start

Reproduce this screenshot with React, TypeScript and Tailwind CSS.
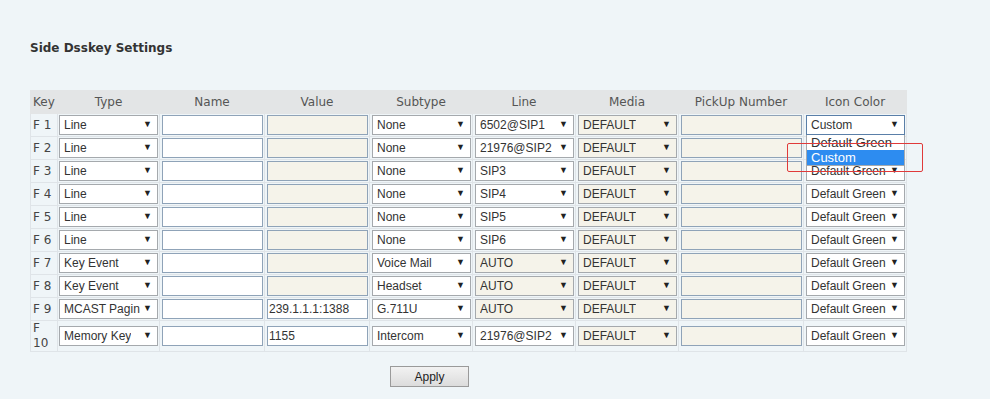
import React from 'react';

type Row = {
  key: string;
  type: string;
  value: string;
  subtype: string;
  line: string;
  lineDisabled: boolean;
  color: string;
};

const rows: Row[] = [
  { key: 'F 1', type: 'Line', value: '', subtype: 'None', line: '6502@SIP1', lineDisabled: false, color: 'Custom' },
  { key: 'F 2', type: 'Line', value: '', subtype: 'None', line: '21976@SIP2', lineDisabled: false, color: 'Default Green' },
  { key: 'F 3', type: 'Line', value: '', subtype: 'None', line: 'SIP3', lineDisabled: false, color: 'Default Green' },
  { key: 'F 4', type: 'Line', value: '', subtype: 'None', line: 'SIP4', lineDisabled: false, color: 'Default Green' },
  { key: 'F 5', type: 'Line', value: '', subtype: 'None', line: 'SIP5', lineDisabled: false, color: 'Default Green' },
  { key: 'F 6', type: 'Line', value: '', subtype: 'None', line: 'SIP6', lineDisabled: false, color: 'Default Green' },
  { key: 'F 7', type: 'Key Event', value: '', subtype: 'Voice Mail', line: 'AUTO', lineDisabled: true, color: 'Default Green' },
  { key: 'F 8', type: 'Key Event', value: '', subtype: 'Headset', line: 'AUTO', lineDisabled: true, color: 'Default Green' },
  { key: 'F 9', type: 'MCAST Pagin', value: '239.1.1.1:1388', subtype: 'G.711U', line: 'AUTO', lineDisabled: true, color: 'Default Green' },
  { key: 'F 10', type: 'Memory Key', value: '1155', subtype: 'Intercom', line: '21976@SIP2', lineDisabled: false, color: 'Default Green' },
];

const headers = ['Key', 'Type', 'Name', 'Value', 'Subtype', 'Line', 'Media', 'PickUp Number', 'Icon Color'];

function Select({ text, disabled }: { text: string; disabled?: boolean }) {
  return (
    <div
      className={`flex h-[20px] w-full items-center justify-between border border-[#a5a9ad] pl-[4px] pr-[5px] text-[12px] text-[#333] ${
        disabled ? 'bg-[#f5f3ea]' : 'bg-white'
      }`}
    >
      <span className="overflow-hidden whitespace-nowrap">{text}</span>
      <span className="text-[9px] text-[#222]">▼</span>
    </div>
  );
}

function Input({ text, disabled }: { text: string; disabled?: boolean }) {
  return (
    <div
      className={`flex h-[20px] w-full items-center border border-[#8fa3b8] pl-[1px] text-[12px] text-[#333] ${
        disabled ? 'bg-[#f5f3ea]' : 'bg-white'
      }`}
    >
      {text}
    </div>
  );
}

const cell = 'border border-[#dfe4e8] px-[1px] py-0 align-middle';

export default function App() {
  return (
    <div className="min-h-screen w-[990px] bg-[#eff5f8] font-['Liberation_Sans',Arial,sans-serif]">
      <div className="px-[30px] pt-[40px]">
        <h2 className="font-['DejaVu_Sans',Verdana,sans-serif] text-[12px] font-bold leading-[16px] text-[#333]">
          Side Dsskey Settings
        </h2>

        <table className="mt-[34px] table-fixed border-collapse">
          <colgroup>
            <col className="w-[27px]" />
            <col className="w-[102px]" />
            <col className="w-[105px]" />
            <col className="w-[105px]" />
            <col className="w-[103px]" />
            <col className="w-[103px]" />
            <col className="w-[103px]" />
            <col className="w-[125px]" />
            <col className="w-[103px]" />
          </colgroup>
          <thead>
            <tr className="h-[23px] bg-[#e3e5e6]">
              {headers.map((h, i) => (
                <th
                  key={h}
                  className={`border border-[#e3e5e6] px-[2px] font-['DejaVu_Sans',Verdana,sans-serif] text-[12px] font-normal text-[#555] ${
                    i === 0 ? 'text-left' : 'text-center'
                  }`}
                >
                  {h}
                </th>
              ))}
            </tr>
          </thead>
          <tbody>
            {rows.map((r, idx) => (
              <tr key={r.key} className={idx === 9 ? 'h-[30px]' : 'h-[23px]'}>
                <td className={`${cell} pl-[2px] font-['DejaVu_Sans',Verdana,sans-serif] text-[12px] leading-[15px] text-[#444]`}>
                  {r.key}
                </td>
                <td className={cell}>
                  <Select text={r.type} />
                </td>
                <td className={`${cell} pl-[2px]`}>
                  <Input text="" />
                </td>
                <td className={`${cell} pl-[2px]`}>
                  <Input text={r.value} disabled={r.value === ''} />
                </td>
                <td className={`${cell} pl-[2px]`}>
                  <Select text={r.subtype} />
                </td>
                <td className={`${cell} pl-[2px]`}>
                  <Select text={r.line} disabled={r.lineDisabled} />
                </td>
                <td className={`${cell} pl-[2px]`}>
                  <Select text="DEFAULT" disabled />
                </td>
                <td className={`${cell} pl-[2px]`}>
                  <Input text="" disabled />
                </td>
                <td className={`${cell} relative pl-[2px]`}>
                  {idx === 0 ? (
                    <div className="flex h-[20px] w-full items-center justify-between border border-[#5a7fa8] bg-white pl-[4px] pr-[5px] text-[12px] text-[#333]">
                      <span>Custom</span>
                      <span className="text-[9px] text-[#222]">▼</span>
                    </div>
                  ) : idx === 1 ? (
                    <div className="h-[20px] w-full" />
                  ) : (
                    <Select text={r.color} />
                  )}
                  {idx === 0 && (
                    <div className="absolute left-[2px] top-[21px] z-10 w-[99px] border border-t-0 border-[#a5a9ad] bg-white text-[13px] leading-[15px]">
                      <div className="px-[4px] text-[#333]">Default Green</div>
                      <div className="bg-[#2d8cf0] px-[4px] text-white">Custom</div>
                    </div>
                  )}
                </td>
              </tr>
            ))}
          </tbody>
        </table>

        <div className="relative">
          <div className="pointer-events-none absolute left-[757px] top-[-209px] z-20 h-[29px] w-[136px] rounded-[2px] border border-[#e03a3a]" />
        </div>

        <div className="mt-[14px] flex">
          <button className="ml-[360px] h-[21px] w-[79px] border border-[#9a9a9a] bg-gradient-to-b from-[#f2f2f2] to-[#dcdcdc] text-[12px] text-[#222]">
            Apply
          </button>
        </div>
      </div>
    </div>
  );
}
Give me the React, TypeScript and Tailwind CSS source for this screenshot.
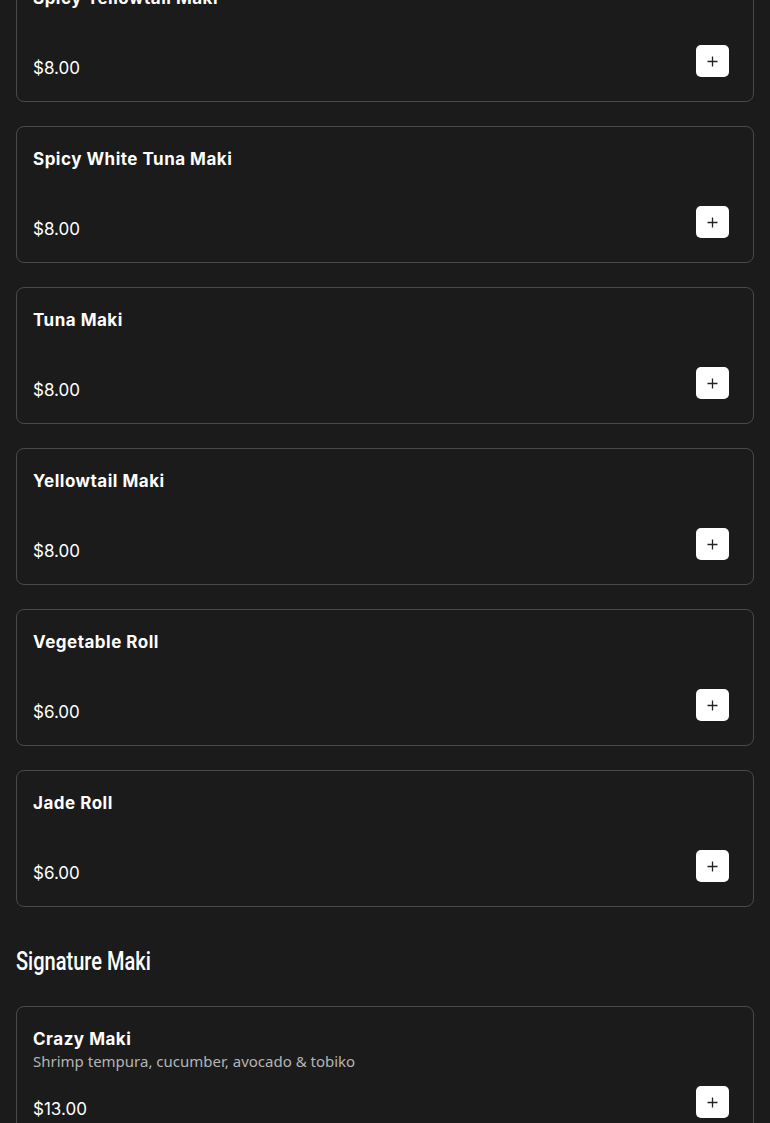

end

Instructions to follow –
Each record must be quoted in full and exactly. Do not include the pictures.

Expected answer –
Reproduce this screenshot with React, TypeScript and Tailwind CSS.
import React from 'react';

type Row = {
  key: string;
  type: string;
  value: string;
  subtype: string;
  line: string;
  lineDisabled: boolean;
  color: string;
};

const rows: Row[] = [
  { key: 'F 1', type: 'Line', value: '', subtype: 'None', line: '6502@SIP1', lineDisabled: false, color: 'Custom' },
  { key: 'F 2', type: 'Line', value: '', subtype: 'None', line: '21976@SIP2', lineDisabled: false, color: 'Default Green' },
  { key: 'F 3', type: 'Line', value: '', subtype: 'None', line: 'SIP3', lineDisabled: false, color: 'Default Green' },
  { key: 'F 4', type: 'Line', value: '', subtype: 'None', line: 'SIP4', lineDisabled: false, color: 'Default Green' },
  { key: 'F 5', type: 'Line', value: '', subtype: 'None', line: 'SIP5', lineDisabled: false, color: 'Default Green' },
  { key: 'F 6', type: 'Line', value: '', subtype: 'None', line: 'SIP6', lineDisabled: false, color: 'Default Green' },
  { key: 'F 7', type: 'Key Event', value: '', subtype: 'Voice Mail', line: 'AUTO', lineDisabled: true, color: 'Default Green' },
  { key: 'F 8', type: 'Key Event', value: '', subtype: 'Headset', line: 'AUTO', lineDisabled: true, color: 'Default Green' },
  { key: 'F 9', type: 'MCAST Pagin', value: '239.1.1.1:1388', subtype: 'G.711U', line: 'AUTO', lineDisabled: true, color: 'Default Green' },
  { key: 'F 10', type: 'Memory Key', value: '1155', subtype: 'Intercom', line: '21976@SIP2', lineDisabled: false, color: 'Default Green' },
];

const headers = ['Key', 'Type', 'Name', 'Value', 'Subtype', 'Line', 'Media', 'PickUp Number', 'Icon Color'];

function Select({ text, disabled }: { text: string; disabled?: boolean }) {
  return (
    <div
      className={`flex h-[20px] w-full items-center justify-between border border-[#a5a9ad] pl-[4px] pr-[5px] text-[12px] text-[#333] ${
        disabled ? 'bg-[#f5f3ea]' : 'bg-white'
      }`}
    >
      <span className="overflow-hidden whitespace-nowrap">{text}</span>
      <span className="text-[9px] text-[#222]">▼</span>
    </div>
  );
}

function Input({ text, disabled }: { text: string; disabled?: boolean }) {
  return (
    <div
      className={`flex h-[20px] w-full items-center border border-[#8fa3b8] pl-[1px] text-[12px] text-[#333] ${
        disabled ? 'bg-[#f5f3ea]' : 'bg-white'
      }`}
    >
      {text}
    </div>
  );
}

const cell = 'border border-[#dfe4e8] px-[1px] py-0 align-middle';

export default function App() {
  return (
    <div className="min-h-screen w-[990px] bg-[#eff5f8] font-['Liberation_Sans',Arial,sans-serif]">
      <div className="px-[30px] pt-[40px]">
        <h2 className="font-['DejaVu_Sans',Verdana,sans-serif] text-[12px] font-bold leading-[16px] text-[#333]">
          Side Dsskey Settings
        </h2>

        <table className="mt-[34px] table-fixed border-collapse">
          <colgroup>
            <col className="w-[27px]" />
            <col className="w-[102px]" />
            <col className="w-[105px]" />
            <col className="w-[105px]" />
            <col className="w-[103px]" />
            <col className="w-[103px]" />
            <col className="w-[103px]" />
            <col className="w-[125px]" />
            <col className="w-[103px]" />
          </colgroup>
          <thead>
            <tr className="h-[23px] bg-[#e3e5e6]">
              {headers.map((h, i) => (
                <th
                  key={h}
                  className={`border border-[#e3e5e6] px-[2px] font-['DejaVu_Sans',Verdana,sans-serif] text-[12px] font-normal text-[#555] ${
                    i === 0 ? 'text-left' : 'text-center'
                  }`}
                >
                  {h}
                </th>
              ))}
            </tr>
          </thead>
          <tbody>
            {rows.map((r, idx) => (
              <tr key={r.key} className={idx === 9 ? 'h-[30px]' : 'h-[23px]'}>
                <td className={`${cell} pl-[2px] font-['DejaVu_Sans',Verdana,sans-serif] text-[12px] leading-[15px] text-[#444]`}>
                  {r.key}
                </td>
                <td className={cell}>
                  <Select text={r.type} />
                </td>
                <td className={`${cell} pl-[2px]`}>
                  <Input text="" />
                </td>
                <td className={`${cell} pl-[2px]`}>
                  <Input text={r.value} disabled={r.value === ''} />
                </td>
                <td className={`${cell} pl-[2px]`}>
                  <Select text={r.subtype} />
                </td>
                <td className={`${cell} pl-[2px]`}>
                  <Select text={r.line} disabled={r.lineDisabled} />
                </td>
                <td className={`${cell} pl-[2px]`}>
                  <Select text="DEFAULT" disabled />
                </td>
                <td className={`${cell} pl-[2px]`}>
                  <Input text="" disabled />
                </td>
                <td className={`${cell} relative pl-[2px]`}>
                  {idx === 0 ? (
                    <div className="flex h-[20px] w-full items-center justify-between border border-[#5a7fa8] bg-white pl-[4px] pr-[5px] text-[12px] text-[#333]">
                      <span>Custom</span>
                      <span className="text-[9px] text-[#222]">▼</span>
                    </div>
                  ) : idx === 1 ? (
                    <div className="h-[20px] w-full" />
                  ) : (
                    <Select text={r.color} />
                  )}
                  {idx === 0 && (
                    <div className="absolute left-[2px] top-[21px] z-10 w-[99px] border border-t-0 border-[#a5a9ad] bg-white text-[13px] leading-[15px]">
                      <div className="px-[4px] text-[#333]">Default Green</div>
                      <div className="bg-[#2d8cf0] px-[4px] text-white">Custom</div>
                    </div>
                  )}
                </td>
              </tr>
            ))}
          </tbody>
        </table>

        <div className="relative">
          <div className="pointer-events-none absolute left-[757px] top-[-209px] z-20 h-[29px] w-[136px] rounded-[2px] border border-[#e03a3a]" />
        </div>

        <div className="mt-[14px] flex">
          <button className="ml-[360px] h-[21px] w-[79px] border border-[#9a9a9a] bg-gradient-to-b from-[#f2f2f2] to-[#dcdcdc] text-[12px] text-[#222]">
            Apply
          </button>
        </div>
      </div>
    </div>
  );
}
Give me the React, TypeScript and Tailwind CSS source for this screenshot.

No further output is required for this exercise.